▶ _WHAT TO DO_
Print, word for word, the opening line of the data below and every line after it through the line that contains "import React from 'react'", but not the pictures.

▶ _RECORDED DATA_
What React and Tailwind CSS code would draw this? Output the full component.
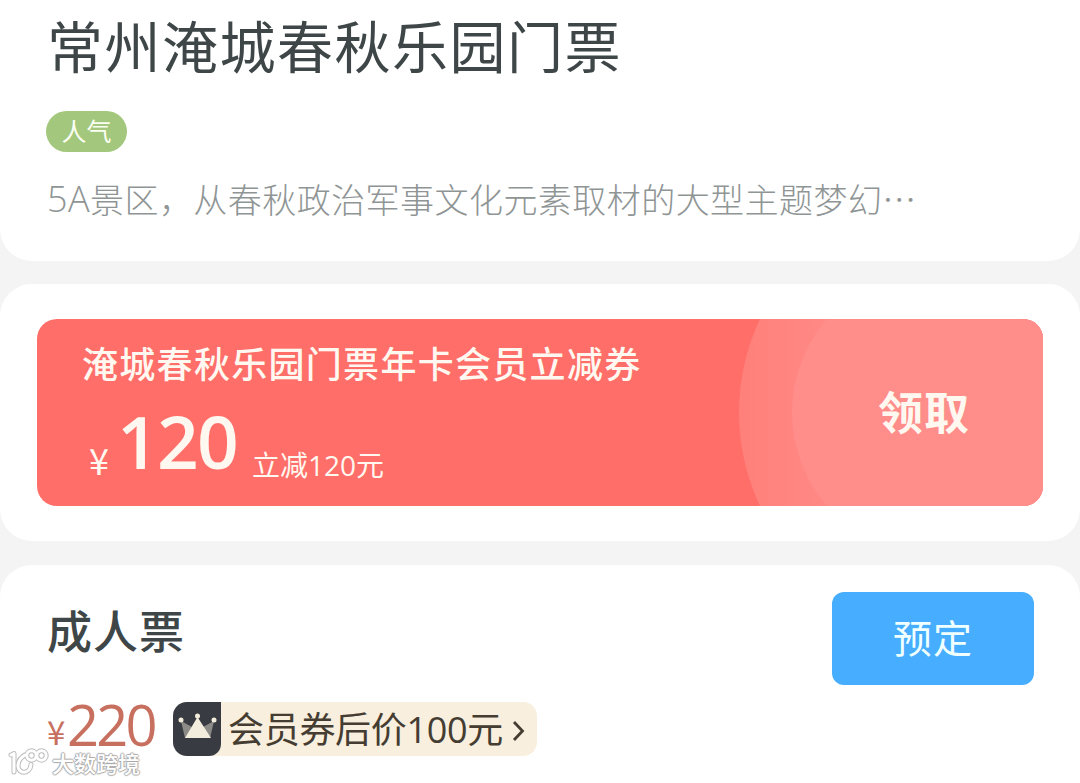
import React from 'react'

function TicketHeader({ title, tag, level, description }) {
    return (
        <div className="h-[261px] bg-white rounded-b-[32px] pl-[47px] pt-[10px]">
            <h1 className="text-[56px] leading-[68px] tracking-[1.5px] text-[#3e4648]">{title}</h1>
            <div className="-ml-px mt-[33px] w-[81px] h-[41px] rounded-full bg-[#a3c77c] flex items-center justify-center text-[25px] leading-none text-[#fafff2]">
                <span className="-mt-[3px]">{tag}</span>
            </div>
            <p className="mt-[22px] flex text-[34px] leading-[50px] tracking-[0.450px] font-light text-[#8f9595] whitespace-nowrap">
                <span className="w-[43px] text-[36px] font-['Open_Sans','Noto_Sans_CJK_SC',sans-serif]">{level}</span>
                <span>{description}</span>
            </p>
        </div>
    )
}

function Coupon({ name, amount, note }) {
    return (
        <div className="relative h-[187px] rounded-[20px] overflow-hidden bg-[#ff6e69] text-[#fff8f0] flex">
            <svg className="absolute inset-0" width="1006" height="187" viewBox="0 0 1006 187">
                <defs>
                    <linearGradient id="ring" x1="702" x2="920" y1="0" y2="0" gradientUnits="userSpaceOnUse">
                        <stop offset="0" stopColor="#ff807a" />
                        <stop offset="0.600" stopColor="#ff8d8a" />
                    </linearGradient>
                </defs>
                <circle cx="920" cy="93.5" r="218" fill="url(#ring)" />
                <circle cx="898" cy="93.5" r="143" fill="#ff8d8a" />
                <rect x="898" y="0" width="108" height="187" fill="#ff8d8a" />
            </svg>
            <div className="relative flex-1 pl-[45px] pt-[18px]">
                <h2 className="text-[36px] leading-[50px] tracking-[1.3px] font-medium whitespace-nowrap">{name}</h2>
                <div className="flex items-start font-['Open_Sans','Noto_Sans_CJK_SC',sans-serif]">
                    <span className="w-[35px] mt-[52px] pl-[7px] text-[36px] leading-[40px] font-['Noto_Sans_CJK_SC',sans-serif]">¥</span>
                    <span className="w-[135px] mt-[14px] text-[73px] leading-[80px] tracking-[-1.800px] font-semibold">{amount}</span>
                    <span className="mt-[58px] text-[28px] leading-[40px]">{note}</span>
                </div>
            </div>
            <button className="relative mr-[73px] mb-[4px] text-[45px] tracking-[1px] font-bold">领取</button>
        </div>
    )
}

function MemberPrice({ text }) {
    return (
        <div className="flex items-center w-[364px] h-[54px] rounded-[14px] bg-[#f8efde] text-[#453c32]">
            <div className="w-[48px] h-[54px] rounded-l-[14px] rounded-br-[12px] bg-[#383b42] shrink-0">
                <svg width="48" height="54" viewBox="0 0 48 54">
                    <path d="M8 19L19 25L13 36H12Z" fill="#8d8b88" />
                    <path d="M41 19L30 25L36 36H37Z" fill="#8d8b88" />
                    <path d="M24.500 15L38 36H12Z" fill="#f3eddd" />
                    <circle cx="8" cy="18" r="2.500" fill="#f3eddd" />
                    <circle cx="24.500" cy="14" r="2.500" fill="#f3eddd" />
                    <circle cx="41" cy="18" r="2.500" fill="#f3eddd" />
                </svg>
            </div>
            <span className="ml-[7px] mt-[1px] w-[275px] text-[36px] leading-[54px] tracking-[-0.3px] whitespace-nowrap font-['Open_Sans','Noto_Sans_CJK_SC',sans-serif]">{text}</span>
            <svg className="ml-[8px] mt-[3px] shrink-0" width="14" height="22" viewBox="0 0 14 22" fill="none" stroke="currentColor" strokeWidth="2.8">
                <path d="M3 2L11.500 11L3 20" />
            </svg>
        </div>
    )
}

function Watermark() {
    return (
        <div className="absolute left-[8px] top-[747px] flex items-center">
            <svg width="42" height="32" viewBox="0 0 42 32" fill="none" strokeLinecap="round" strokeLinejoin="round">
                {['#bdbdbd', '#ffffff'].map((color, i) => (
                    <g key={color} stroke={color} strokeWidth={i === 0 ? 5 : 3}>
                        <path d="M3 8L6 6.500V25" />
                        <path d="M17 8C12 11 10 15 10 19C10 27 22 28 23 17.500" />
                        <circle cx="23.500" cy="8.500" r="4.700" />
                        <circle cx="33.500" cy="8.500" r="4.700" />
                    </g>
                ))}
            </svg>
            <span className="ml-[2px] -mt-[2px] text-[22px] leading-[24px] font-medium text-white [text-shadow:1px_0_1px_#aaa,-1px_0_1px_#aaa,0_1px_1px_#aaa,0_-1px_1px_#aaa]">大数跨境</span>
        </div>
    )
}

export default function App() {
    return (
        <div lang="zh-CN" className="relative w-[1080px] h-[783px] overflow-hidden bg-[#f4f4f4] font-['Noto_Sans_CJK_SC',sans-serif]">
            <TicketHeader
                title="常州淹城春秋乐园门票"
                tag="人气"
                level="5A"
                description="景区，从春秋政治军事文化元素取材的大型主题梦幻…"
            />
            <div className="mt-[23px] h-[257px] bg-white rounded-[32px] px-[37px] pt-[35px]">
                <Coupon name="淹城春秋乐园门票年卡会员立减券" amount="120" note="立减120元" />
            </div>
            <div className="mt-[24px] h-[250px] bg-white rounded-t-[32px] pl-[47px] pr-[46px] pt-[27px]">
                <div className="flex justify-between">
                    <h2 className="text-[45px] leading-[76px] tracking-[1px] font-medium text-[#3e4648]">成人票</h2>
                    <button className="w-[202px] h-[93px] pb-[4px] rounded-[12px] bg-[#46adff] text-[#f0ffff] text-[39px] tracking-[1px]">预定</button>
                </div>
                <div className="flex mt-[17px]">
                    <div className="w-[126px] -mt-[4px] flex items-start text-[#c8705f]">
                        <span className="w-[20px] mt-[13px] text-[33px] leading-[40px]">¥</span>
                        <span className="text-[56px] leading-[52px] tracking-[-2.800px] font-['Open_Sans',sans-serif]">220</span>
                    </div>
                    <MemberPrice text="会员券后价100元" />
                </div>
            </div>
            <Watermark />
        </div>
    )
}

▶ _ANSWER_
What React and Tailwind CSS code would draw this? Output the full component.
import React from 'react'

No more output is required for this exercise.